Stated task: Copy every line of the listing exactly.

##### Records for the task #####

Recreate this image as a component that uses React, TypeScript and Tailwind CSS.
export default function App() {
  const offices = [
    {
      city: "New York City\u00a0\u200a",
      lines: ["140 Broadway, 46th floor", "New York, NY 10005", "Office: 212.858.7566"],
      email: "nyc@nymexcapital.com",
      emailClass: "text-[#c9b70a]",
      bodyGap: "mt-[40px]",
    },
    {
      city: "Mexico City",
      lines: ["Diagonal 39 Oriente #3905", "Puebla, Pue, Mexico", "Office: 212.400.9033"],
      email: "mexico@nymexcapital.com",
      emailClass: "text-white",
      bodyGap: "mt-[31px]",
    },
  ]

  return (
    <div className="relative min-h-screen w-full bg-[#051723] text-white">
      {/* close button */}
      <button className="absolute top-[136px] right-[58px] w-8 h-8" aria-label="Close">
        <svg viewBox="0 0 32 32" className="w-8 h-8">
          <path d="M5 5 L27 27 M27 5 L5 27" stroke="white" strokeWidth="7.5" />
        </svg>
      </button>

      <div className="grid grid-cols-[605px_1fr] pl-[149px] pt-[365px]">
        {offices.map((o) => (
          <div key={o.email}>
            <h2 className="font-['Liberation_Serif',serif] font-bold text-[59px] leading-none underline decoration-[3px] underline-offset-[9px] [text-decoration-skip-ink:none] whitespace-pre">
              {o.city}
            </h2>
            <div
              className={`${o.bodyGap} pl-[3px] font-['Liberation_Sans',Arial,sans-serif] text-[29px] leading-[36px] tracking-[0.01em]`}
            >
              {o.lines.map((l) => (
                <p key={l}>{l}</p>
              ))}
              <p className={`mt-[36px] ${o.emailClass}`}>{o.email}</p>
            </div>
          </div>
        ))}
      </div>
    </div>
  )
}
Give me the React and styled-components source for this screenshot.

#####

Exercise solution:
Recreate this image as a component that uses React, TypeScript and Tailwind CSS.
export default function App() {
  const offices = [
    {
      city: "New York City\u00a0\u200a",
      lines: ["140 Broadway, 46th floor", "New York, NY 10005", "Office: 212.858.7566"],
      email: "nyc@nymexcapital.com",
      emailClass: "text-[#c9b70a]",
      bodyGap: "mt-[40px]",
    },
    {
      city: "Mexico City",
      lines: ["Diagonal 39 Oriente #3905", "Puebla, Pue, Mexico", "Office: 212.400.9033"],
      email: "mexico@nymexcapital.com",
      emailClass: "text-white",
      bodyGap: "mt-[31px]",
    },
  ]

  return (
    <div className="relative min-h-screen w-full bg-[#051723] text-white">
      {/* close button */}
      <button className="absolute top-[136px] right-[58px] w-8 h-8" aria-label="Close">
        <svg viewBox="0 0 32 32" className="w-8 h-8">
          <path d="M5 5 L27 27 M27 5 L5 27" stroke="white" strokeWidth="7.5" />
        </svg>
      </button>

      <div className="grid grid-cols-[605px_1fr] pl-[149px] pt-[365px]">
        {offices.map((o) => (
          <div key={o.email}>
            <h2 className="font-['Liberation_Serif',serif] font-bold text-[59px] leading-none underline decoration-[3px] underline-offset-[9px] [text-decoration-skip-ink:none] whitespace-pre">
              {o.city}
            </h2>
            <div
              className={`${o.bodyGap} pl-[3px] font-['Liberation_Sans',Arial,sans-serif] text-[29px] leading-[36px] tracking-[0.01em]`}
            >
              {o.lines.map((l) => (
                <p key={l}>{l}</p>
              ))}
              <p className={`mt-[36px] ${o.emailClass}`}>{o.email}</p>
            </div>
          </div>
        ))}
      </div>
    </div>
  )
}
Give me the React and styled-components source for this screenshot.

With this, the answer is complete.